Beginners are already learning contract behavior, volatility, margin mechanics, and execution discipline. Adding a black-box model too early can hide weak fundamentals instead of strengthening them.
A realistic starting point for non-programmers
A practical starting point for non-programmers is to use generative AI as a research assistant and checklist tool. For example, ask it to summarize the day’s major releases, identify the contracts most likely to react, and help write a pre-trade plan with explicit invalidation levels. Then compare that plan with what actually happened and note where the summary was useful, incomplete, or misleading.
That review step matters because it teaches you where AI is strongest and where it can distort your read. Many beginners benefit more from a structured prep workflow than from any attempt to predict the next tick. Resources such as MRKT’s tutorials show how to introduce this kind of support workflow without treating AI as a trading advisor. A good beginner rule is to keep AI on the research side until your manual process is stable.
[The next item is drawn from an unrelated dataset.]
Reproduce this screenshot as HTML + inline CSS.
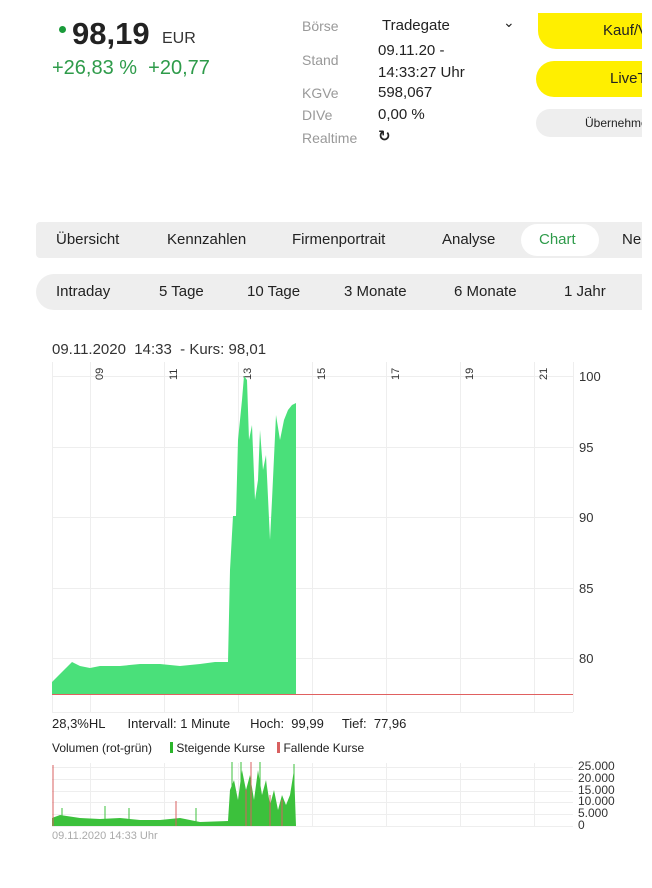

Once you can define your setup clearly, you are in a better position to test whether AI genuinely helps.
The bottom line
Futures trading AI is most useful when treated as a bounded tool for research, filtering, and risk discipline. It is not a shortcut around validation, execution realism, or basic trading skill. The central question is not whether AI is changing trading, but whether a specific AI use case fits your workflow and survives realistic testing.
A sensible decision frame is simple. If you are early in your trading development, use AI for preparation and review. If you already trade a defined setup, test one narrow AI assist against your current process and look for cleaner decisions, not bigger promises. If you are considering automation, judge it as both a strategy and an operational system.
If a tool can clearly explain its inputs, testing limits, and live controls—and those explanations hold up under paper trading and realistic slippage assumptions—it may improve speed, structure, and consistency. If it cannot, keep it in the idea bucket rather than the live trading stack.